Jesus is so attractive and fascinating, while the church is so
negative. For millions today, this is a commonplace which would scarcely
cause a raised eyebrow. For The Da Vinci Code, that is not a
comment on the Catholic Church, but simply on the fact that Jesus cannot
be held in categories or creeds. It should be obvious why people are
buying this book. Just as in a conventional romance we get to
vicariously experience the real thing, so with a religious romance. They
want to touch Jesus, but are alienated by the church. So the book is
not just promoting secularism, much as its conservative critics would
like to believe that. If it wanted to promote secularism, it would make
the church appear comical, poke fun at its stupidity, and make it appear
silly to even care about Jesus.
But the "bad guys" are neither funny nor stupid. If
anything, they are every bit as cunning as the protagonists, which is
what makes it such a good read. The "bad guys" are the
personification not of incompetence, but of evil. When you encounter the
"bad guys," you are encountering the divinely transcendent
understood negatively -- something which warns you that you are entering
the dimension of the totally unknown, warning you to turn back before it’s
too late.

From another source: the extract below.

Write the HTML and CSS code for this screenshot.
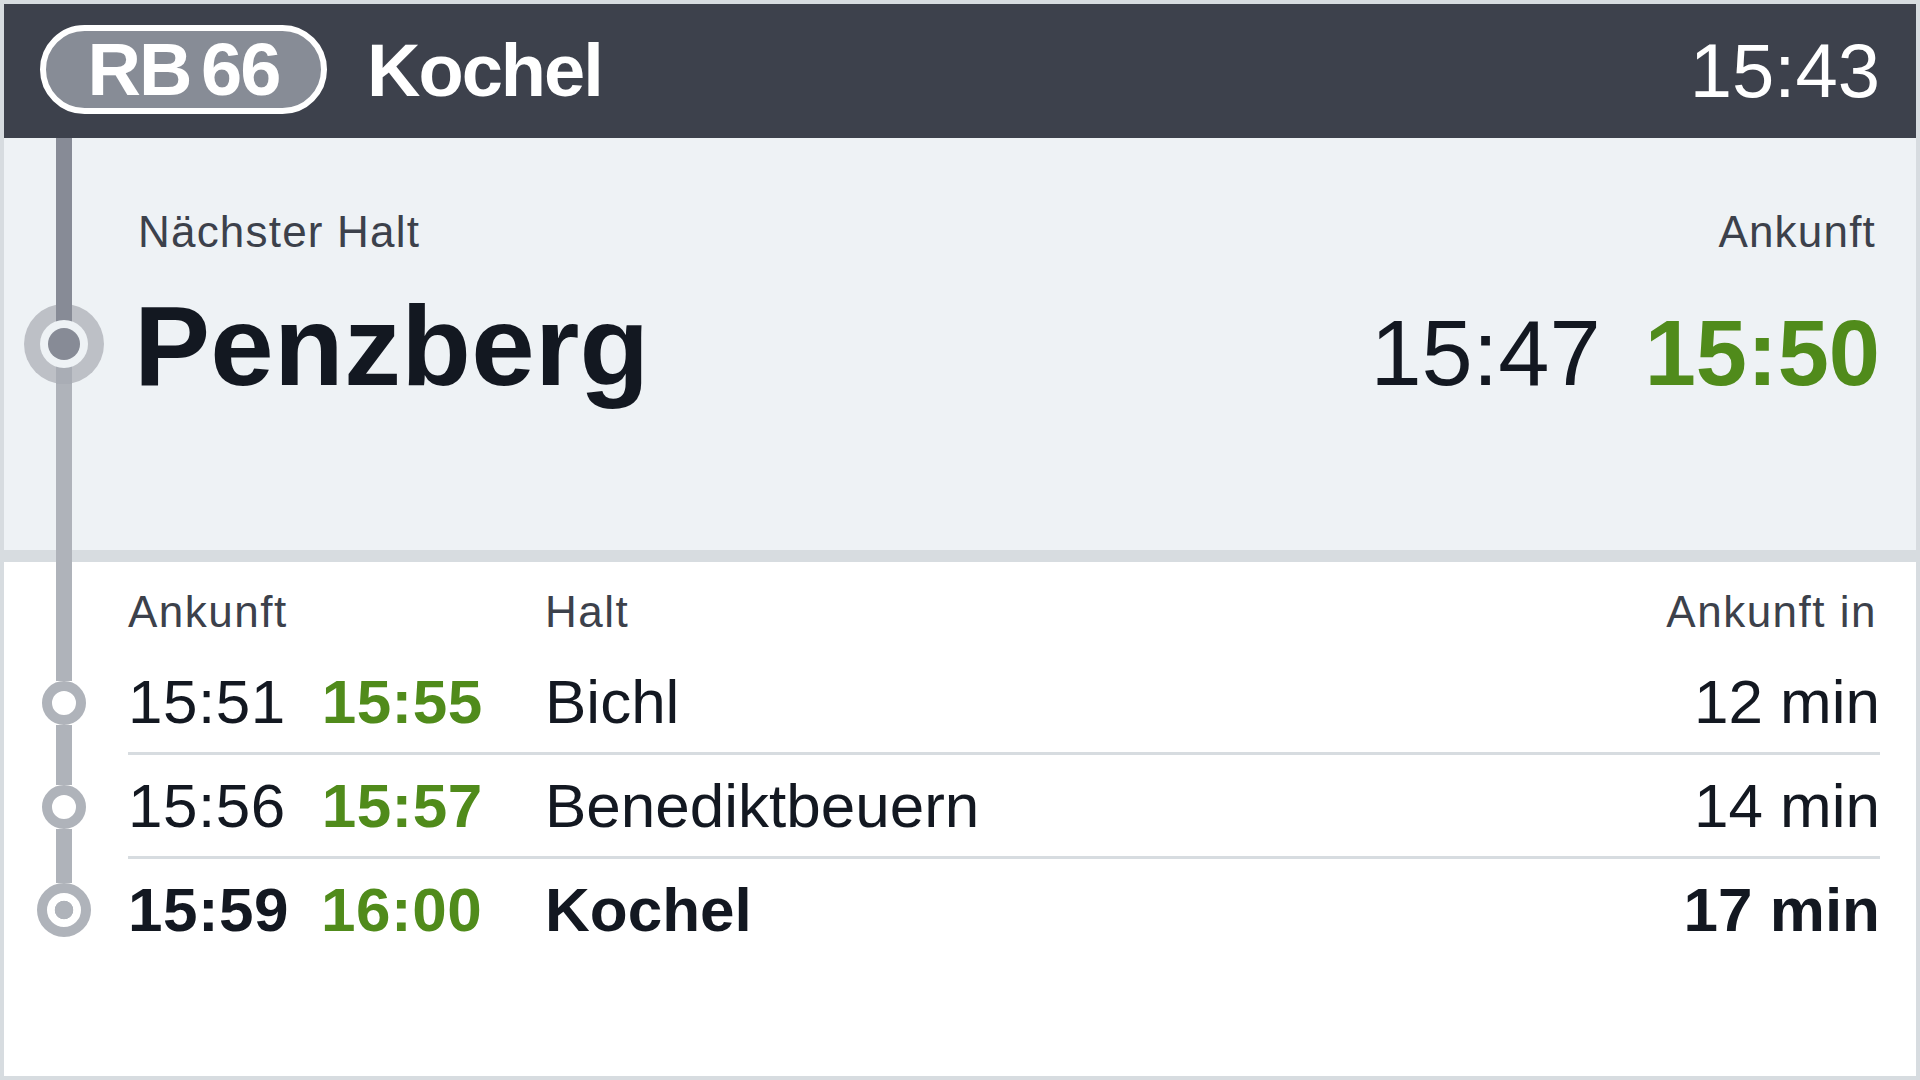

Stay in your conventional world, your world of ordinary
things, your world of doctrines and policies, careers and expectations,
words and meanings.
The Da Vinci Code is a "religious romance" in the
classic sense of the term. Robert and Sophie are not looking for each
other, though a conventional romance is not impossible. They are looking
for God -- they are looking for Jesus.
There are millions of
people out there who find Jesus fascinating and are looking for
something completely new, something totally outside the creeds of the
modern church, something that will totally change their lives. Who
speaks for them? Who even speaks to them? Doesn’t the mere fact that
such a book could even appear and make such an impression say something
about the relative lack of religious dialogue in this country? Can’t
we somehow start? If they will read a hocus-pocus fictional history like The Da
Vinci Code, might they not be enticed to listen to the truth?